DiBernardo has scored about a third of those goals, including her 21st and 22nd goals on Tuesday. Even a small amount of space given to a player like DiBernardo is too much space, and on Tuesday Naperville Central gave her more than a little space and paid the price.
Left foot, right foot, game over. DiBernardo took a touch to her left and sent a left-footed shot inside the far post from 20 yards out in the 9th minute, then took a touch to her right in the 24th minute and buried a shot from 23 yards out with her right foot.
“They tend to give us a lot of space and usually we don’t know what to do with it,” DiBernardo said. “But this time we worked on it and settled ourselves down with it, and the combinations we played really helped us.”
Central coach Ed Watson didn’t want to assign a player to mark DiBernardo, and hoped his squad would collectively keep a handle on her.
“I told them that we wanted to identify her and as a group of eleven on the field, always know where she is,” Watson said. “But she can also just do so many things, and her teammates are so smart about getting her the ball. There were times when we were on her and she still made something happen.”

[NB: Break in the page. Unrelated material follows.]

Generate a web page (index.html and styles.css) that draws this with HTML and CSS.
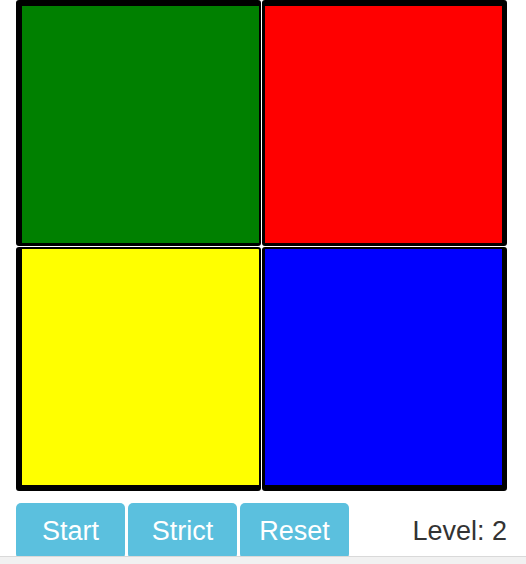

Central goalkeeper Jill D’Amico had no chance against the two shots DiBernardo finished on.
“I’m always trying to (shoot) to the corners,” DiBernardo said. “(D’Amico) is a really good keeper and she made some good saves throughout the game. She really kept them in the game.”
DiBernardo has scored 22 goals this season, giving her 75 goals in her four-year varsity career. The top-seeded Warriors take on No. 6 Wheaton Warrenville South in a sectional title game on Friday at Naperville Central, after the Tigers’ 1-0 semifinal win over No. 2 Neuqua Valley.
For the fourth-seeded Redhawks, it was a game of what-ifs against Waubonsie Valley.
“We just didn’t have enough balls on frame,” Watson said. “After they got up 2 we had plenty of chances to get one before halftime and that would have made a big difference. And I would say the first five minutes of the second half we had ample opportunities to put us on the board. We generated attack. We just didn’t generate enough quality shots.”
The Redhawks finished 16-3-5 on the year and will bid farewell to 11 graduating seniors, including a pair of four-year varsity players in Taylor Heatherly and Hillary Scott, plus starters Hannah Brenner, Sally Stocchero, and Alex Coon.
Heatherly played a key role in back for Watson from the first day she stepped onto the field at Naperville Central.
“Taylor had a tough freshman year, being asked to play way too much of a role because of the team we had that year. She had to do those things for us and to her credit – I’m sure there were some nights when she went home crying – she kept coming back because the game means so much to her, and playing for her school means so much to her.”